Obstfeld noted that the IMF has less than four weeks of data in regards to Brexit, and the outlook could certainly change. Although the vote caught markets by surprise, he said, the market reaction was encouraging.
“The market reaction has certainly been reassuring, in that markets remained orderly, market function was maintained quite smoothly, and that was a good thing because a number of people worried ex ante that that might not be the case,” Obstfeld said. “With less than four weeks of data, though, it is hard to tell what the ultimate outcome is going to be. Negotiations have not started, Article 50 has not been triggered, so there is a lot of uncertainty. And as we see more data starting to come in, late in August and the fall, we may revise our picture.”
The agency promises in its report it will have a “more thorough assessment of the global outlook” in the October World Economic Outlook.
For 2017, the baseline global growth forecast “has been revised down modestly relative” to the April edition of the WEO, with the global forecast cut by 0.1 percentage points for 2016 and 2017. The impact will be concentrated in “advanced European economies,” the report notes, while predicting a muted effect in other places such as the United States and China.
“From a macroeconomic perspective, the Brexit vote implies a substantial increase in economic, political, and institutional uncertainty, which is projected to have negative macroeconomic consequences, especially in advanced European economies,” the report states.
Paolo Mauro, a senior fellow at the Peterson Institute for International Economics, said that “on balance, the revision looks small — but it’s larger than it looks.”

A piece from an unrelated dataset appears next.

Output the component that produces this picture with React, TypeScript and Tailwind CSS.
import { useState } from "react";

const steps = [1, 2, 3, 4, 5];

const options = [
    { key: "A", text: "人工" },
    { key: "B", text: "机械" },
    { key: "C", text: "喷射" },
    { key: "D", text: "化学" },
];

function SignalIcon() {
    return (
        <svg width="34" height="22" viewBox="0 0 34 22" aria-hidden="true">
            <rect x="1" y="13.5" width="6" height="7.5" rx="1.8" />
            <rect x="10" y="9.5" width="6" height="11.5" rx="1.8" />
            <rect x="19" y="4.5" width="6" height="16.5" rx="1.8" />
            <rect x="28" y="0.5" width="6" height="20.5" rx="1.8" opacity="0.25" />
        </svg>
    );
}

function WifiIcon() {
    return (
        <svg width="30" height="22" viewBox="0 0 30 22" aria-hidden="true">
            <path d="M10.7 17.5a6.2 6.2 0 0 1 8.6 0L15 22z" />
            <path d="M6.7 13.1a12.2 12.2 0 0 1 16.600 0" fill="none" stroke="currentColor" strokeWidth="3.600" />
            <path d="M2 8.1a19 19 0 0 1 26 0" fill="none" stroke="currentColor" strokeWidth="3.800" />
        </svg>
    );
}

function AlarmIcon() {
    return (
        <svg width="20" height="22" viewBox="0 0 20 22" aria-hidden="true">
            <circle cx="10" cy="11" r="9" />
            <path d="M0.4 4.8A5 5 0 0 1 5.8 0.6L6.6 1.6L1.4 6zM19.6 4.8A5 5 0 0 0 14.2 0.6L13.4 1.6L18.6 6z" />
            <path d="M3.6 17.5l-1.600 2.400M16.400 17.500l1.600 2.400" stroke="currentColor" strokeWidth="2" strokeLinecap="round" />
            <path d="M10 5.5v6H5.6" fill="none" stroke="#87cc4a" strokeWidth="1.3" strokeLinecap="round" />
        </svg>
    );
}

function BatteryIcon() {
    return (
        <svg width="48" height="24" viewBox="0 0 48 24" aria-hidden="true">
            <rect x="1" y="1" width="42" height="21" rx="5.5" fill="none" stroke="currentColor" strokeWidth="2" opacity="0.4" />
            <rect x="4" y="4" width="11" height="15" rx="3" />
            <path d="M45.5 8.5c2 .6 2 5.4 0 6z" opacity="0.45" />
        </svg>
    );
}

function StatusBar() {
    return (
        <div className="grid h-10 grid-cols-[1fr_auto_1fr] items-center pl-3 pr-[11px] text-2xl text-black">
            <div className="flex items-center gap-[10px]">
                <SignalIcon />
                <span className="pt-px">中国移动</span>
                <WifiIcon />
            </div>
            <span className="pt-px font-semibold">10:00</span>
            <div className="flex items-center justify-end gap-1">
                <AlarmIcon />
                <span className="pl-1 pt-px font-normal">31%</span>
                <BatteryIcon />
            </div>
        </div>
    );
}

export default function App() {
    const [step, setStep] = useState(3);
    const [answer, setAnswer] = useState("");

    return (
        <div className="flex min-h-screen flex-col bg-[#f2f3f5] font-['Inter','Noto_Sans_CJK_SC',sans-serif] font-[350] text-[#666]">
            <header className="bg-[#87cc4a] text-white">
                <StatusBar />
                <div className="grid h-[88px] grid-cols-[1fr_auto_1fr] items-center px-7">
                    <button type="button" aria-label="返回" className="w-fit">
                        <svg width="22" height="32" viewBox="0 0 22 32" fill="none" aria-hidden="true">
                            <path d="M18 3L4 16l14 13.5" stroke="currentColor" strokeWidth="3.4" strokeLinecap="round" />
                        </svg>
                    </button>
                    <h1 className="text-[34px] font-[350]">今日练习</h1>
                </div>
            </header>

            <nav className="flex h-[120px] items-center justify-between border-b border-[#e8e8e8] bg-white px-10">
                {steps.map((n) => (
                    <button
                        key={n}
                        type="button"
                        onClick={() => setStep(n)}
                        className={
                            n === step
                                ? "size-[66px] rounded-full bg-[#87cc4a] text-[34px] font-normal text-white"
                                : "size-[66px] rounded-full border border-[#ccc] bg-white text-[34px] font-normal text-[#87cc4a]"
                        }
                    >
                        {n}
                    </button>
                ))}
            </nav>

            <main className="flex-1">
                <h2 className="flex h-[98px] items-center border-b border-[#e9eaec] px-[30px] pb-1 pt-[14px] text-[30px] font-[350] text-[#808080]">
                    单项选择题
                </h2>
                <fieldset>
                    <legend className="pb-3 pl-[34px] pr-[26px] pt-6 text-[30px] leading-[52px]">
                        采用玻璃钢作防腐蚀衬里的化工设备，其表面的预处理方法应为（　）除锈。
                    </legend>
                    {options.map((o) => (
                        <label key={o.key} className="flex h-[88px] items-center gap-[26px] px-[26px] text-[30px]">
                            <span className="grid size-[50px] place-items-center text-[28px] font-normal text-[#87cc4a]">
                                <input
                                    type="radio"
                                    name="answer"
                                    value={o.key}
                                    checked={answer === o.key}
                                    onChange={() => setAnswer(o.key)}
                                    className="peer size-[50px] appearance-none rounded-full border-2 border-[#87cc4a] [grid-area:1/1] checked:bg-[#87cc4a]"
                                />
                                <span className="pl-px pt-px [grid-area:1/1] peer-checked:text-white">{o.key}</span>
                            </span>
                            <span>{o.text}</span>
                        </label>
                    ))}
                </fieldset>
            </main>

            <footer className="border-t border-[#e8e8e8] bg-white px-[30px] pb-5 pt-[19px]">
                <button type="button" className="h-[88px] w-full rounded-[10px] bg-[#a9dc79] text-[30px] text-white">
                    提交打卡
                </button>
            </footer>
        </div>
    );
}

“They’re revising 0.1 down, but the background is they would have revised 0.1 up,” Mauro told The Cipher Brief. “For an economist it is a significant revision, particularly given the forecast that had been published in mid-April, so just a couple of months difference.”

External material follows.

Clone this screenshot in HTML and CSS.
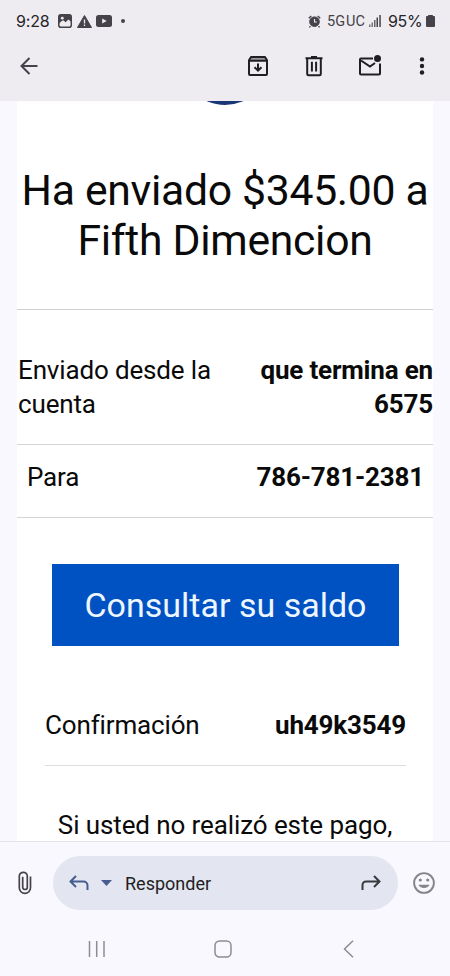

But it is key to note, as the IMF report’s authors did, that Brexit is really a wait and see game at the moment. “The extent of Brexit is unknown and both markets and the reality so far is that not much has happened,” he said.

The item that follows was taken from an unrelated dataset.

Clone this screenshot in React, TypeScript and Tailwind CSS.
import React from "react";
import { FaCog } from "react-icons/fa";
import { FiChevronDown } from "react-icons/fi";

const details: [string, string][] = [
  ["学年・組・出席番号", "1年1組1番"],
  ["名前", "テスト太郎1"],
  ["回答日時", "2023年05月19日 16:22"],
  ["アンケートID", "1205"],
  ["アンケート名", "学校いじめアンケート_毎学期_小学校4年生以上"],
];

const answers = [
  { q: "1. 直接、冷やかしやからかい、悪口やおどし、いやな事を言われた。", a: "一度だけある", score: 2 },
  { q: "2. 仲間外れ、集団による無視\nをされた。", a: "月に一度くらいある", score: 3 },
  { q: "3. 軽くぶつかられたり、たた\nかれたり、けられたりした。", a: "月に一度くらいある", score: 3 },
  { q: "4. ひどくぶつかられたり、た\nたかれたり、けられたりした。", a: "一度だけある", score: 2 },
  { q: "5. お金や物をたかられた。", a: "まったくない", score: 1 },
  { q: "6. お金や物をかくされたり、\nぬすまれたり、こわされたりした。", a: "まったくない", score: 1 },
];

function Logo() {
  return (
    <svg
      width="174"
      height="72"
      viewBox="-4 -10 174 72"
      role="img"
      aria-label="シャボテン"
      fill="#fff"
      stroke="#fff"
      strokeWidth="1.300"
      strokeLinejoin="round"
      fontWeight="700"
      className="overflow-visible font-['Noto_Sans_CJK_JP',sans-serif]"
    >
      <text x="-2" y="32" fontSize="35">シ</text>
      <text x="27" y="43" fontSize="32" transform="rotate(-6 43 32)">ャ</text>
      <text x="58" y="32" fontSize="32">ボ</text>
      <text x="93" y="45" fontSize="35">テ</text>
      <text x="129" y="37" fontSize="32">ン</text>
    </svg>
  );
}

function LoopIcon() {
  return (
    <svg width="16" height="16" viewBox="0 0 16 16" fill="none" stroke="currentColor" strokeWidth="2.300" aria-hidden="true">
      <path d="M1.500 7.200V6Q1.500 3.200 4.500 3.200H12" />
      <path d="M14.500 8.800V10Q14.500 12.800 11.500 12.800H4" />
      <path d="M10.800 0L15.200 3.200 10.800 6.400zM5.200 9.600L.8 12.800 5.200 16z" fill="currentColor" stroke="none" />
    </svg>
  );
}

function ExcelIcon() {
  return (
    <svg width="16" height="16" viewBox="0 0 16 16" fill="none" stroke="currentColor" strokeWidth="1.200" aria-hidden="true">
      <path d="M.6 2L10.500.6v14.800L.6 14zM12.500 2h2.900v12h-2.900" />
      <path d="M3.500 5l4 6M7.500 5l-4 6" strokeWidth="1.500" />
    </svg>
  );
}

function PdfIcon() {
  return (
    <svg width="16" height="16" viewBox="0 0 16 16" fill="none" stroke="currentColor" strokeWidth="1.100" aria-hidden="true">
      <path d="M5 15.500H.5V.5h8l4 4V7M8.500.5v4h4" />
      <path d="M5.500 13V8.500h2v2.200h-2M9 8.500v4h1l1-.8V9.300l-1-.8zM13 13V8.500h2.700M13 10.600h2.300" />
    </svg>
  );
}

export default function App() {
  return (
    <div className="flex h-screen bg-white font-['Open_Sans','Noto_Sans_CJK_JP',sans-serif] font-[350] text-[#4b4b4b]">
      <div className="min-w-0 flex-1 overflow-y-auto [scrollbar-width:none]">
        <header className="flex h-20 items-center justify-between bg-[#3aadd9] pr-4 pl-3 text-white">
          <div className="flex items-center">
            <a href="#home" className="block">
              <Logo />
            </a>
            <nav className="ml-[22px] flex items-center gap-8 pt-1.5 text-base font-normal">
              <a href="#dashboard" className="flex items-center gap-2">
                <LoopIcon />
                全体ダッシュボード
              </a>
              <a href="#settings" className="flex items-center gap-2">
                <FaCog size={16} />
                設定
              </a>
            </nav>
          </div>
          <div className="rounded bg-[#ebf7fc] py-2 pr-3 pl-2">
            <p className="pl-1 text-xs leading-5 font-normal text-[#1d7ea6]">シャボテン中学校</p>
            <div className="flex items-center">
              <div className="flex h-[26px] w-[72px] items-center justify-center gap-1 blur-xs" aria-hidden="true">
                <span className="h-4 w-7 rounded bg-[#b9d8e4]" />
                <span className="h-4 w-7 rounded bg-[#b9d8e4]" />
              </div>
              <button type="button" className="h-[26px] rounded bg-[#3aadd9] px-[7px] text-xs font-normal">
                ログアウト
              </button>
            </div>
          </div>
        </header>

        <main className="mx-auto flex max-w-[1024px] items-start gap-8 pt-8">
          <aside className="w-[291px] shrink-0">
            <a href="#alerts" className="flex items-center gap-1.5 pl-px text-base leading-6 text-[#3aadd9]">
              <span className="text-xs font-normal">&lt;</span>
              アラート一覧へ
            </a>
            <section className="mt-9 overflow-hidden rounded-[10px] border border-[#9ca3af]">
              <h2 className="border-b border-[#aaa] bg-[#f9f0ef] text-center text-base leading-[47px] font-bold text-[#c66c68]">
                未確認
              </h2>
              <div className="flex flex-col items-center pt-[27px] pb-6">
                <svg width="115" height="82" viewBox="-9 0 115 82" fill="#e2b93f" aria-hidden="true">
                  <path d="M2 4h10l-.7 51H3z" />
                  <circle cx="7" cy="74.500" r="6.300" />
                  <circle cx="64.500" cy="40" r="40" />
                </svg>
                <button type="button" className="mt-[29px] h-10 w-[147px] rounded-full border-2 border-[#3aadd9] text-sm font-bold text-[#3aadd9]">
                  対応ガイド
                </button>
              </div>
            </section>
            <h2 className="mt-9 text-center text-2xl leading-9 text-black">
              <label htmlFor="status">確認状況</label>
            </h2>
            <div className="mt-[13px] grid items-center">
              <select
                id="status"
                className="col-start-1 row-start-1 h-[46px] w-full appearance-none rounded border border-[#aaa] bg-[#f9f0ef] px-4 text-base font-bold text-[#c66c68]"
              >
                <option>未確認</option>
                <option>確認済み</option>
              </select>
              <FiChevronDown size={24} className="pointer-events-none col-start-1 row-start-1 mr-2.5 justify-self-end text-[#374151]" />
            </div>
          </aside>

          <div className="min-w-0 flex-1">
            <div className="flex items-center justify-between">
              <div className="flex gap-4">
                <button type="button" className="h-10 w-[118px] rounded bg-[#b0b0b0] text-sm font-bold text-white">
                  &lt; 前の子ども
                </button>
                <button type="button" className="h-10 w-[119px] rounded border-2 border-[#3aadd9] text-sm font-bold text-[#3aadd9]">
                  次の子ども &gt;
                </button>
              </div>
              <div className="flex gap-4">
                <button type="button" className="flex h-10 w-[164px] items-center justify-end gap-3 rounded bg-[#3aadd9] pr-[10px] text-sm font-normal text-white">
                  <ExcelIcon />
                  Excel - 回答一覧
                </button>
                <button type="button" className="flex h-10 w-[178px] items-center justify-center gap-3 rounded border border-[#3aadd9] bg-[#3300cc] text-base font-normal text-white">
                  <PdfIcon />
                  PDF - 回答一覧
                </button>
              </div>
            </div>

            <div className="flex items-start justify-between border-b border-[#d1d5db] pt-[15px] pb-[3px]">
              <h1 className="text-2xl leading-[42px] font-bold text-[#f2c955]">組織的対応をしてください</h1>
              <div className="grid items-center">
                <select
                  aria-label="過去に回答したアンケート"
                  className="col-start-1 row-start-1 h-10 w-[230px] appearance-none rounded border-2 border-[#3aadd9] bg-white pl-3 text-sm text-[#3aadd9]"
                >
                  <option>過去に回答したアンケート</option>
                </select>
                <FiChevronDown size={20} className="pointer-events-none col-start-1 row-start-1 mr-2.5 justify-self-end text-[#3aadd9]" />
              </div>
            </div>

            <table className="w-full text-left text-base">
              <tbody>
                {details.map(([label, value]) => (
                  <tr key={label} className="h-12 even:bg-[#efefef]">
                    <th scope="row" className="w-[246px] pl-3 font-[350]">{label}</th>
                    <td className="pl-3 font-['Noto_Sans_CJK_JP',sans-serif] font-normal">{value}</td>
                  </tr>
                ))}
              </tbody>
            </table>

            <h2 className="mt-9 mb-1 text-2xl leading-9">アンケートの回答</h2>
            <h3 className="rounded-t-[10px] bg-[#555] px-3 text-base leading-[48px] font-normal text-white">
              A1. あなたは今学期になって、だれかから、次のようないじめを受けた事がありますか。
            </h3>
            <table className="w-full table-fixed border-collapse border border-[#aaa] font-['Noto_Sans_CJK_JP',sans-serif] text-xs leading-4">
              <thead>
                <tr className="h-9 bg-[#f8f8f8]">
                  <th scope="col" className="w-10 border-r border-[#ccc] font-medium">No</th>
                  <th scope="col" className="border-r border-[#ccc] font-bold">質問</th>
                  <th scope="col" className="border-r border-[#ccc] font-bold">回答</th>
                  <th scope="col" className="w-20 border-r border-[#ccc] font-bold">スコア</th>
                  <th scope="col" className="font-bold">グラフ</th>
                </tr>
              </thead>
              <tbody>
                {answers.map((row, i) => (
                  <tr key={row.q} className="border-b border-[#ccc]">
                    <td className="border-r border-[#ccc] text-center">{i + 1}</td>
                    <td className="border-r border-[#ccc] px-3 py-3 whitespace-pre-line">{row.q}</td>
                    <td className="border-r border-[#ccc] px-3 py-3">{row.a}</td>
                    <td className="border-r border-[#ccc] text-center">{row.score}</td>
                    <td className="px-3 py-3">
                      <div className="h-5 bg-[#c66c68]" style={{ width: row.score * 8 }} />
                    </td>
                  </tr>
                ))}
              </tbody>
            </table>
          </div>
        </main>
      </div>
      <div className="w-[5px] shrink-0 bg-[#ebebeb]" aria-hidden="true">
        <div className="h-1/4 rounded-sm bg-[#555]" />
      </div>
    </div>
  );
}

“There will be periodic crises – maybe one day the negotiations go badly and there may be a little shock on the markets,” Mauro said. “But the baseline is that it’s a kind of prolonged, gradual shock.”
The new British government led by Prime Minister Theresa May signaled on Tuesday it would not invoke Article 50 to leave the EU, which would then begin the process of up to two years of negotiations to sever ties and establish a new working relationship, this year. Government lawyer Jason Coppell told the British high court that “the current position is that notification will not occur before the end of 2016,” but he did say that could change, Reuters reported.
The IMF report also highlights the need for policymakers “to stand ready to act more aggressively and cooperatively should the impact of financial market turbulence and higher uncertainty threaten to materially weaken the global outlook.” In terms of policy, the IMF said that advanced economies should avoid depending too much on monetary policy to help boost their economies.
“Stronger reliance on measures to support domestic demand, especially in creditor countries with policy space, would help reduce global imbalances while contributing to stronger world growth,” the report reads.
The IMF reduced its 2016 forecast for the United States down 0.2 percentage points from April due to weaker-than expected growth, although the country’s 2017 forecast is still holding at 2.5 percent. China, meanwhile, saw a slight boost in its 2016 global forecast by 0.1 percentage point.
“There was so much concern about China last year, and now we’ve kind of forgotten about it,” Mauro said. “In some ways, the authorities are pumping stimulus into the system, not huge amounts, but a little bit more, and that’s holding growth up. I’m hoping they don’t pump too much credit into the system.”
The IMF predicts the “direct impact of the U.K. referendum will likely be limited, in light of China’s low trade and financial exposure to the United Kingdom.”
“However, should growth in the European Union be affected significantly, the adverse effect on China could be material,” the report states.
The United Kingdom, predictably, “experienced the largest downward revision in forecasted growth” for advanced economies.
“While growth in the first part of 2016 appears to have been slightly stronger than expected in April, the increase in uncertainty following the referendum is projected to significantly weaken domestic demand relative to previous forecasts, with growth revised down by about 0.2 percentage points for 2016 and by close to 1 percentage point in 2017,” the report states.
For the euro area, the report noted that it revised its 2017 growth down by 0.2 percentage points from April given the uncertainty on consumer and business confidence, as well as potential stress on banks.
“2016 growth is still projected to be slightly higher, given outcomes in the first half of the year. Delays in tackling legacy issues in the banking sector, however, continue to pose downside risks to the forecast,” the report states.